Phew. We got to election day without another community outbreak. No wonder so many people voted early, though I haven't. There's something I love about voting on the day.
It's the quietness, I think. The reverence.
The superheated nonsense of the campaign is over and instantly almost forgotten. Eventhe hoardings have disappeared overnight. The applicants have retired to await our decision and it feels unhurried, not at all harassed.
And it is a decision, not a comment, a protest, a prayer or an appeal — a decision.
I don't know about anyone else but I always find marking the ballot paper immensely different from political discussion. The demand for a decision congeals everything I think, believe and value until I'm left with a hard core of conviction that this option, not the other, is what the country needs right now.
I'm sometimes surprised at the decision but never regretted it. I know the discipline that was imposed on my thinking by the act of making the decision and I respect it. I hope every voter experiences that discipline. I think they do. That's why democratic decisions deserve respect, and why it has been so hard to understand the decision Americans made four years ago.
In just over two weeks they can at last correct that mistake, but an election might not end their nightmare. They face the terrible possibility that an unsuitable president will refuse to leave office if the vote goes against him because he will not believe the result. Narcissism is a mental illness that makes it impossible to believe you could be wrong.
America is discovering how fragile the foundations of democracy can be. Western countries take it for granted people will relinquish power when they lose a vote, but this is remarkable when you think about it, and rare in the rest of the world.
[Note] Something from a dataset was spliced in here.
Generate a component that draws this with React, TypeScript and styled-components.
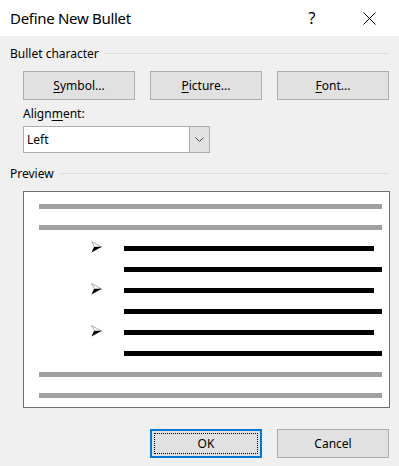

How fortunate we are to be voting with confidence that the leader of the losing party will gracefully concede and wish her rival well.
Our democratic culture is even stronger than I realised three years ago. More than once I expressed misgivings for the country's acceptance of a government that, for the first time under MMP, was led by a party that had not won the election. Well, I was wrong.
A coalition of parties coming second, third and fourth past the post has not had its legitimacy seriously challenged. Both major parties are now in a position to benefit from that possibility. If we get a similar outcome from today's election, nobody will be in a position to criticise it. MMP has passed a test.
We might be ready for a couple of other constitutional changes raised in the course of this year's campaign: a four-year parliamentary term and lowering the voting age to 16.
I'd favour a lower age. I would have been a more sensible voter at 16 than I was when I finally got the vote. At 16 I was I was listening to wisdom, at 18 I was an idiot.
At 16, in high school, we had a fine, elderly teacher who encouraged discussion of the New Zealand economy and its problems at that time. I remember wakeful nights trying to imagine how we might turn around New Zealand's declining terms of trade.
At the next election I went to hear the leaders live, though I couldn't vote. I was there when students heckled Keith Holyoake unmercifully throughout his televised opening to a fourth successful campaign.
Three years later, when I could vote, I looked as shaggy as a sheep and acted like one, marching against Vietnam, denigrating Anzac Day, dodging the draft. My first vote was for Norman Kirk because he promised to end compulsory military training, and did. When I grew up I rather wished I'd had that experience.
A four-year term was favoured by all party leaders when asked during this campaign. No wonder: who'd want to re-apply for their job every three years? From their point of view a five-year term, as in the UK, would be even better.
But longer terms often produce early elections called by governments that want a stronger mandate or endorsement of something they have done, or simply rate their chances of re-election better than they will be when the term expires. I'm not sure that's desirable.
A four-year term might produce shorter governments in New Zealand even if early elections did not happen. The life of most of our governments has been nine years. By year seven or eight the country usually tires of them. I doubt many would win a third election for a four-year term.
The old saying holds true that three years may be too short for a good government but four years is too long for a bad one.